Italy will contribute two boats - one patrol vessel and a larger boat with a long-range distance. Germany, France, and Spain have also said they are ready to provide equipment.

Triton was set up at the request of the Italians in an effort to boost sea surveillance capabilities as a “complement” to Italy’s search and rescue naval operation Mare Nostrum.

The Triton aircraft will be allowed to go beyond the 30 nautical mile mark for “search and rescue reasons”, said the official.

Territorial waters stretch 12 nautical miles from the coast, followed by a contiguous zone of up to 24 miles, and then become international waters.

The range is important because most boats are intercepted closer to Libya’s maritime zone.

The “search and rescue” distinction is also important because Frontex and its Triton mission officially have a border surveillance mandate. It means search and rescue is not entirely excluded should the border agency be confronted with people in distress.

“If a Frontex boat spots a migrant boat in distress, they will intervene, and do search and rescue,” a second EU official said.

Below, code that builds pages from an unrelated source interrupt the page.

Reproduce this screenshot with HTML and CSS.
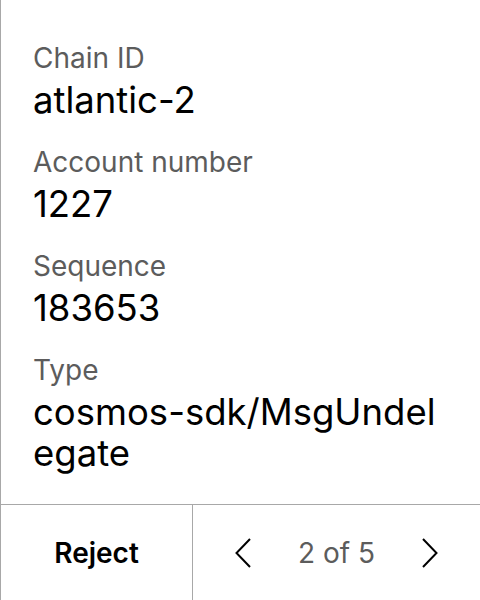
FILE: index.html
```html
<!DOCTYPE html>
<html>
<head>
<meta charset="utf-8">
<link rel="stylesheet" href="styles.css">
</head>
<body>
<div class="screen">
  <div class="details">
    <div class="field">
      <div class="label">Chain ID</div>
      <div class="value">atlantic-2</div>
    </div>
    <div class="field">
      <div class="label">Account number</div>
      <div class="value">1227</div>
    </div>
    <div class="field">
      <div class="label">Sequence</div>
      <div class="value">183653</div>
    </div>
    <div class="field">
      <div class="label">Type</div>
      <div class="value">cosmos-sdk/MsgUndelegate</div>
    </div>
  </div>
  <div class="footer">
    <div class="reject">Reject</div>
    <div class="pager">
      <svg class="chev" width="16" height="30" viewBox="0 0 16 30"><path d="M15 1 L1.5 15 L15 29" fill="none" stroke="#000" stroke-width="2"/></svg>
      <span class="count">2 of 5</span>
      <svg class="chev" width="16" height="30" viewBox="0 0 16 30"><path d="M1 1 L14.5 15 L1 29" fill="none" stroke="#000" stroke-width="2"/></svg>
    </div>
  </div>
</div>
</body>
</html>
```
FILE: styles.css
```css
html, body {
  margin: 0;
  padding: 0;
  background: #fff;
}
body {
  font-family: Inter, "Noto Sans", sans-serif;
  color: #000;
}
.screen {
  width: 480px;
  height: 600px;
  box-sizing: border-box;
  border-left: 1px solid #a8a8a8;
  display: flex;
  flex-direction: column;
}
.details {
  flex: 1;
  padding: 37px 33px 0 32px;
  display: flex;
  flex-direction: column;
  gap: 20px;
}
.label {
  font-size: 28px;
  line-height: 43px;
  color: #5c5c5c;
}
.value {
  font-size: 36.5px;
  line-height: 41px;
  color: #000;
  word-break: break-all;
}
.footer {
  height: 96px;
  box-sizing: border-box;
  border-top: 1px solid #a8a8a8;
  display: flex;
  flex-shrink: 0;
}
.reject {
  width: 191px;
  border-right: 1px solid #a8a8a8;
  display: flex;
  align-items: center;
  justify-content: center;
  font-size: 28px;
  font-weight: 600;
}
.pager {
  flex: 1;
  display: flex;
  align-items: center;
  justify-content: space-between;
  padding: 0 42px 0 42px;
}
.count {
  font-size: 28px;
  color: #5c5c5c;
}
.chev {
  display: block;
}
```
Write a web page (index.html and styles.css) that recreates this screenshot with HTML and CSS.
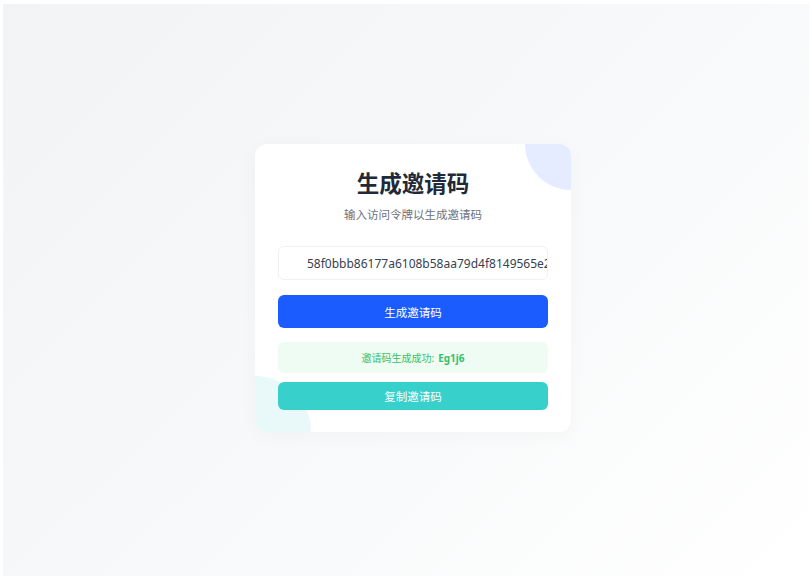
FILE: index.html
```html
<!DOCTYPE html>
<html lang="zh-CN">
<head>
  <meta charset="UTF-8" />
  <meta name="viewport" content="width=device-width, initial-scale=1.0" />
  <title>生成邀请码</title>
  <link rel="stylesheet" href="styles.css">
</head>
<body>
  <div class="page">
    <div class="card">
      <span class="blob blob-top"></span>
      <span class="blob blob-bottom"></span>

      <h1 class="title">生成邀请码</h1>
      <p class="subtitle">输入访问令牌以生成邀请码</p>

      <input class="token-input" type="text" value="58f0bbb86177a6108b58aa79d4f8149565e2c0a1" />
      <button class="btn btn-primary">生成邀请码</button>

      <div class="result">邀请码生成成功: <strong>Eg1j6</strong></div>
      <button class="btn btn-copy">复制邀请码</button>
    </div>
  </div>
</body>
</html>
```

FILE: styles.css
```css
* {
  box-sizing: border-box;
}

body {
  margin: 0;
  background: #fff;
  font-family: "Noto Sans", "Noto Sans CJK SC", sans-serif;
}

.page {
  margin: 4px 3px 10px 3px;
  height: 572px;
  padding-left: 14px;
  display: flex;
  align-items: center;
  justify-content: center;
  background: linear-gradient(135deg, #f2f3f5 0%, #f8f9fa 55%, #ffffff 100%);
}

.card {
  position: relative;
  overflow: hidden;
  width: 316px;
  margin-bottom: 4px;
  padding: 25px 23px 22px;
  background: #fff;
  border-radius: 12px;
  box-shadow: 0 4px 20px rgba(0, 0, 0, 0.03);
  display: flex;
  flex-direction: column;
}

.blob {
  position: absolute;
  border-radius: 50%;
}

.blob-top {
  width: 92px;
  height: 92px;
  top: -46px;
  right: -46px;
  background: #e6ecff;
}

.blob-bottom {
  width: 112px;
  height: 112px;
  bottom: -56px;
  left: -56px;
  background: #e9f8f8;
}

.title {
  position: relative;
  margin: 0;
  font-size: 22.5px;
  line-height: 30px;
  font-weight: 700;
  text-align: center;
  color: #1f2937;
}

.subtitle {
  position: relative;
  margin: 7px 0 0;
  font-size: 11.5px;
  line-height: 18px;
  text-align: center;
  color: #6b7280;
}

.token-input {
  position: relative;
  margin-top: 22px;
  width: 100%;
  height: 34px;
  padding: 0 0 0 28px;
  border: 1px solid #eef0f3;
  border-radius: 6px;
  font-family: "Noto Sans", "Noto Sans CJK SC", sans-serif;
  font-size: 12px;
  color: #374151;
  background: #fff;
  outline: none;
}

.btn {
  position: relative;
  width: 100%;
  border: none;
  border-radius: 6px;
  color: #fff;
  font-family: "Noto Sans", "Noto Sans CJK SC", sans-serif;
  font-size: 11.5px;
  cursor: pointer;
}

.btn-primary {
  margin-top: 15px;
  height: 33px;
  background: #1a5cff;
}

.result {
  position: relative;
  margin-top: 14px;
  height: 31px;
  display: flex;
  align-items: center;
  justify-content: center;
  background: #effcf3;
  border-radius: 6px;
  font-size: 10px;
  color: #34c06c;
}

.result strong {
  margin-left: 4px;
  font-weight: 700;
}

.btn-copy {
  margin-top: 9px;
  height: 28px;
  background: #38d0cb;
}
```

Triton is considerably smaller in scale and limited in operational scope when compared to Mare Nostrum.

Mare Nostrum covers 43,000 square kilometres and overlaps with the Maltese and Libyan search and rescue zones.

The naval operation has rescued around 91,000 since the start of the year and was launched following a boating tragedy in October 2013, which saw 368 people drown some 200 metres from the coast of Lampedusa.

Around 120,000 boat migrants have arrived this year with around 3,000 confirmed deaths, making the Mediterranean Sea one of the deadliest migrant routes in the world.

Concerns have surfaced that Italian authorities may scale back or end their naval operation following Triton’s launch set for early November.

In August, Italy’s minister of interior Angelino Alfano at a press conference had announced Mare Nostrum “won’t live another year, because however commendable, it was meant as a short-term operation.”

The EU says it has no information from Italy concerning if or when Mare Nostrum will end but would not rule out expanding the operational plans of Triton if needed.

“If Italy changes its own national efforts whatever they are whether it is called Mare Nostrum or not then indeed there might be a need to change the operational plan and to expand the operation [Triton] within the limits of the Frontex mandate,” said the EU official.

The proximity of Italy’s rescues to the Libyan coast is also said to have intensified human trafficking because more migrants are forced to embark on less sea-worthy boats to cover the small distance.